Leaving the pictures out, print the lines from the first line of the listing through the line containing "useLayoutEffect, useRef, useState", exactly as they read, and no others.

> **Supplied material**
==============================

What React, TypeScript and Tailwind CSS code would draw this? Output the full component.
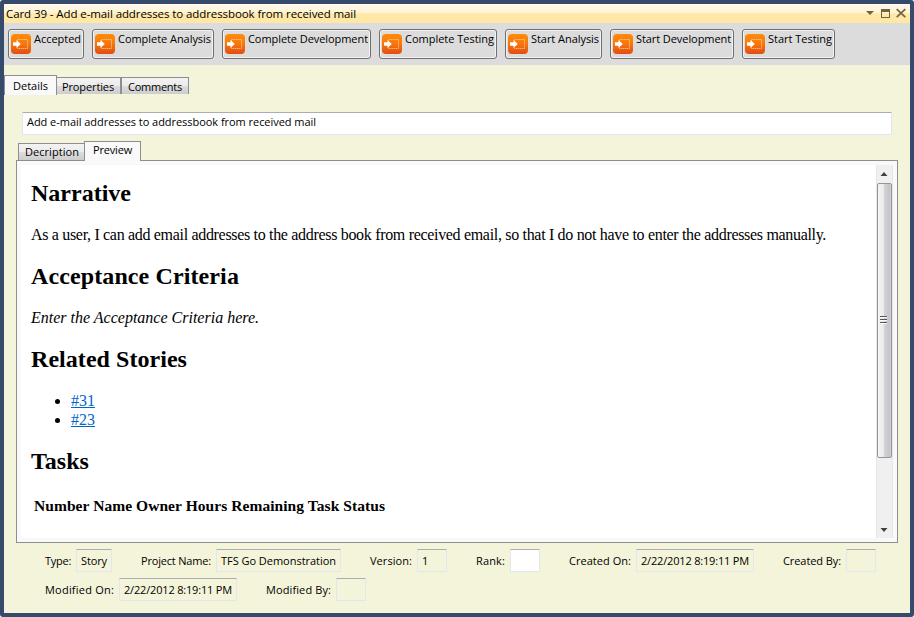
import { useLayoutEffect, useRef, useState } from "react";

/** Single-line text whose tracking is adjusted so that it spans `w` pixels. */
function Fit({ w, children, className = "" }: { w: number; children: string; className?: string }) {
  const ref = useRef<HTMLSpanElement>(null);
  const [spacing, setSpacing] = useState(0);
  useLayoutEffect(() => {
    if (ref.current) {
      const natural = ref.current.getBoundingClientRect().width;
      setSpacing((w - natural) / children.length);
    }
  }, [w, children]);
  return (
    <span ref={ref} className={`inline-block whitespace-pre ${className}`} style={{ letterSpacing: spacing }}>
      {children}
    </span>
  );
}

function MoveIcon() {
  return (
    <svg width="20" height="20" viewBox="0 0 20 20" className="shrink-0">
      <defs>
        <linearGradient id="orange" x1="0" y1="0" x2="0" y2="1">
          <stop offset="0" stopColor="#ff8c08" />
          <stop offset="0.45" stopColor="#f97a0c" />
          <stop offset="1" stopColor="#e24c14" />
        </linearGradient>
      </defs>
      <rect width="20" height="20" rx="4" fill="url(#orange)" />
      <path d="M6.5 7.5V5.5H16.5V14.5H6.5V12.5" fill="none" stroke="#ffc490" strokeWidth="0.8" strokeDasharray="1.5 0.5" />
      <path d="M2 8.3H5.5V6L9.8 10L5.5 14V11.7H2Z" fill="#fff" />
    </svg>
  );
}

const actions = [
  { label: "Accepted", box: "w-[76px]", w: 47 },
  { label: "Complete Analysis", box: "w-[122px]", w: 93 },
  { label: "Complete Development", box: "w-[149px]", w: 120 },
  { label: "Complete Testing", box: "w-[118px]", w: 89 },
  { label: "Start Analysis", box: "w-[97px]", w: 68 },
  { label: "Start Development", box: "w-[124px]", w: 95 },
  { label: "Start Testing", box: "w-[93px]", w: 64 },
];

type FieldProps = { label: string; lw: number; value?: string; vw?: number; box: string; gap: string; white?: boolean };

function Field({ label, lw, value, vw = 0, box, gap, white }: FieldProps) {
  return (
    <div className={`flex h-[23px] items-center ${gap}`}>
      <Fit w={lw}>{label}</Fit>
      <div
        className={`ml-auto flex h-[23px] items-center rounded-[1px] border border-[#e3e6ee] border-t-[#abadb3] pl-1 ${box} ${white ? "bg-white" : ""}`}
      >
        {value && <Fit w={vw}>{value}</Fit>}
      </div>
    </div>
  );
}

function Heading({ w, children }: { w: number; children: string }) {
  return (
    <h2 className="mb-[18px] h-7 text-2xl leading-7 font-bold">
      <Fit w={w}>{children}</Fit>
    </h2>
  );
}

export default function App() {
  return (
    <div className="h-[617px] w-[914px] bg-white font-['Open_Sans','Noto_Sans',sans-serif] text-[11px] leading-4 text-black">
      <div className="flex h-full flex-col overflow-hidden rounded-[3px] border-4 border-[#364a6c] bg-[#f4f4da]">
        <header className="flex h-[19px] shrink-0 items-center rounded-t-[2px] bg-[linear-gradient(#fffaee_0px,#fff3d1_9px,#ffe8a6_10px,#ffe8a6_19px)] pl-[2px]">
          <Fit w={350} className="text-[11.5px]">Card 39 - Add e-mail addresses to addressbook from received mail</Fit>
          <svg width="44" height="19" viewBox="0 0 44 19" className="ml-auto" fill="#75633d">
            <path d="M0 7H8L4 11Z" />
            <path fillRule="evenodd" d="M15 5H24V14H15ZM16 8V13H23V8Z" />
            <path d="M30.7 5.2L39.3 13.2M39.3 5.2L30.7 13.2" stroke="#75633d" strokeWidth="1.7" fill="none" />
          </svg>
        </header>

        <div className="flex h-[42px] shrink-0 gap-2 bg-[#dcdcdc] pt-[6px] pl-1">
          {actions.map((a) => (
            <button
              key={a.label}
              className={`flex h-[30px] shrink-0 rounded-[3px] border border-[#707070] pt-1 pl-[2px] text-left shadow-[inset_0_0_0_1px_#f3f3f3] ${a.box}`}
            >
              <MoveIcon />
              <Fit w={a.w} className="-mt-[3px] ml-[3px]">{a.label}</Fit>
            </button>
          ))}
        </div>

        <nav className="mt-[10px] flex h-5 shrink-0 items-start">
          <div className="h-5 w-[53px] border border-b-0 border-[#8c8e94] bg-[#f9f9f9] pt-[2px] pl-2">
            <Fit w={35}>Details</Fit>
          </div>
          <div className="mt-[2px] h-[17px] w-16 border border-b-0 border-l-0 border-[#8c8e94] bg-[linear-gradient(#f3f3f3,#ebebeb_50%,#dddddd_50%,#cdcdcd)] pt-px pl-[5px]">
            <Fit w={52}>Properties</Fit>
          </div>
          <div className="mt-[2px] h-[17px] w-[68px] border border-b-0 border-[#8c8e94] bg-[linear-gradient(#f3f3f3,#ebebeb_50%,#dddddd_50%,#cdcdcd)] pt-px pl-[6px]">
            <Fit w={54}>Comments</Fit>
          </div>
        </nav>

        <div className="mt-[17px] ml-[18px] flex h-[23px] w-[870px] shrink-0 items-center rounded-[1px] border border-[#e3e6ee] border-t-[#abadb3] bg-white pb-[3px] pl-1">
          <Fit w={289}>Add e-mail addresses to addressbook from received mail</Fit>
        </div>

        <div className="z-10 mt-[6px] -mb-px ml-[14px] flex h-5 shrink-0 items-start">
          <div className="mt-[2px] h-[18px] w-[66px] border border-r-0 border-[#8c8e94] bg-[linear-gradient(#f3f3f3,#ebebeb_50%,#dddddd_50%,#cdcdcd)] pl-[6px]">
            <Fit w={54}>Decription</Fit>
          </div>
          <div className="h-5 w-[57px] border border-b-0 border-[#8c8e94] bg-[#f9f9f9] pl-2">
            <Fit w={39}>Preview</Fit>
          </div>
        </div>

        <section className="ml-3 flex h-[383px] w-[882px] shrink-0 border border-[#8c8e94] bg-[#f9f9f9] p-1">
          <article className="w-[855px] bg-white pt-[14px] pl-[10px] font-['Liberation_Serif',serif] text-base leading-[19px]">
            <Heading w={100}>Narrative</Heading>
            <p className="mb-[18px]">
              <Fit w={795}>As a user, I can add email addresses to the address book from received email, so that I do not have to enter the addresses manually.</Fit>
            </p>
            <Heading w={208}>Acceptance Criteria</Heading>
            <p className="mb-[18px] italic">
              <Fit w={228}>Enter the Acceptance Criteria here.</Fit>
            </p>
            <Heading w={156}>Related Stories</Heading>
            <ul className="mb-[18px] list-disc pl-10 text-black">
              <li><a className="text-[#0066cc] underline">#31</a></li>
              <li><a className="text-[#0066cc] underline">#23</a></li>
            </ul>
            <Heading w={58}>Tasks</Heading>
            <div className="mt-[21px] pl-[3px] font-bold">
              <Fit w={351} className="text-[15.5px]">Number Name Owner Hours Remaining Task Status</Fit>
            </div>
          </article>
          <div className="flex w-[17px] flex-col items-center border-x border-[#e6e6e6] bg-[#f0f0f0] pr-px">
            <svg width="14" height="18" viewBox="0 0 14 18" className="shrink-0"><path d="M7 7L10.5 11H3.5Z" fill="#404040" /></svg>
            <div className="flex h-[275px] w-[15px] shrink-0 items-center justify-center rounded-[2px] border border-[#959595] bg-[linear-gradient(90deg,#f5f5f5,#e9e9eb_45%,#d2d3d6_50%,#c3c4c8_90%,#dcdcdf)]">
              <svg width="8" height="9" viewBox="0 0 8 9" shapeRendering="crispEdges" className="-mt-[2px] -ml-px">
                <path d="M0 1.5H7M0 4.5H7M0 7.5H7" stroke="#555" />
                <path d="M0 2.5H7M0 5.5H7M0 8.5H7" stroke="#f8f8f8" />
              </svg>
            </div>
            <svg width="14" height="18" viewBox="0 0 14 18" className="mt-auto shrink-0"><path d="M3.5 8H10.5L7 12Z" fill="#404040" /></svg>
          </div>
        </section>

        <footer className="mt-[6px] flex flex-col gap-[6px] pl-[41px]">
          <div className="flex">
            <Field label="Type:" lw={26} value="Story" vw={26} box="w-9" gap="w-[67px]" />
            <Field label="Project Name:" lw={70} value="TFS Go Demonstration" vw={115} box="w-[125px]" gap="ml-[29px] w-[200px]" />
            <Field label="Version:" lw={42} value="1" vw={6} box="w-[30px]" gap="ml-[29px] w-[77px]" />
            <Field label="Rank:" lw={29} box="w-[30px]" gap="ml-[29px] w-16" white />
            <Field label="Created On:" lw={62} value="2/22/2012 8:19:11 PM" vw={108} box="w-[118px]" gap="ml-[29px] w-[185px]" />
            <Field label="Created By:" lw={58} box="w-[30px]" gap="ml-[29px] w-[93px]" />
          </div>
          <div className="flex">
            <Field label="Modified On:" lw={69} value="2/22/2012 8:19:11 PM" vw={108} box="w-[118px]" gap="w-[192px]" />
            <Field label="Modified By:" lw={65} box="w-[30px]" gap="ml-[29px] w-[100px]" />
          </div>
        </footer>
      </div>
    </div>
  );
}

==============================

> **Result below**
What React, TypeScript and Tailwind CSS code would draw this? Output the full component.
import { useLayoutEffect, useRef, useState } from "react";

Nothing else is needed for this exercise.